Coexistence du lévirat et du sororat

Là où le lévirat et le sororat existent côte à côte, on peut noter des évolutions différentes pour l'une et pour l'autre de ces deux coutumes ; chez les Peuls, le lévirat continue à dominer et même à élargir son domaine, alors que le sororat a presque disparu des mœurs actuelles. Ailleurs, c'est le lévirat, au contraire, qui tend à disparaître. Bien souvent, là où il existe, il n'agit plus comme un droit, il est devenu une charge, le beau-frère devant fournir protection et appui à la veuve et à ses enfants plus que l'épouser à proprement parler (Tchouktche, Gourndich-Nara).
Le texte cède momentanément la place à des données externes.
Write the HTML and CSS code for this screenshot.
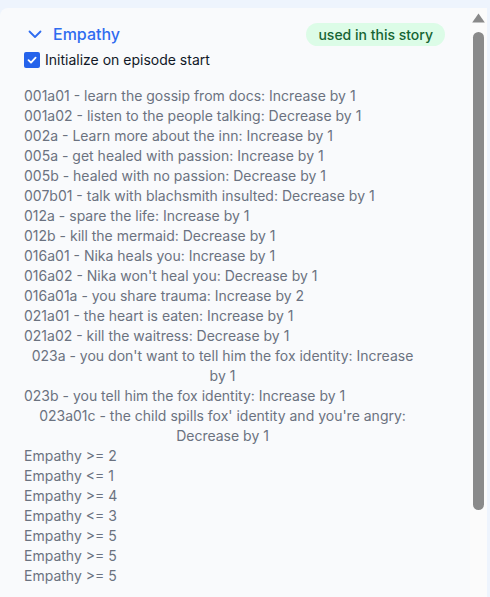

En Amérique du Nord, il semble même que le lévirat soit interdit chez les Pueblo du Sud-Ouest.

Tous ces faits montrent, contre la thèse évolutionniste critiquée au début de cet article, que le lévirat et le sororat sont des institutions qui ne peuvent être comprises que replacées dans le contexte des sociétés globales dans lesquelles on les trouve et dont la signification, la fonction, ou l'évolution ne s'expliquent que par les circonstances concomitantes. Ainsi, Lowie explique bon nombre de cas de lévirat par l'achat de la femme, qui en fait un bien transmissible par héritage ; c'est ainsi que, chez les Kai, si un autre homme veut épouser la veuve, il doit une compensation pécuniaire au frère restant, ou encore que chez les Shasta de Californie les parents d'un individu s'unissent pour payer le prix de la fiancée, et acquièrent ainsi un droit secondaire sur la femme. D'autres cas s'expliqueraient par le caractère collectif que prend le mariage chez les « primitifs » comme alliance non pas entre des individus, mais entre les lignages, ce qui fait que, lorsqu'un des conjoints meurt, le défunt doit être automatiquement remplacé par un membre du groupe auquel le mort appartenait. Enfin, et cela vaut surtout pour l'Afrique, le lévirat permet, comme on l'a signalé, aux cadets privés d'épouses de trouver une femme, tandis que le sororat permet, lorsque l'épouse est stérile, à la famille de cette dernière de maintenir l'alliance contractée avec le groupe de son mari.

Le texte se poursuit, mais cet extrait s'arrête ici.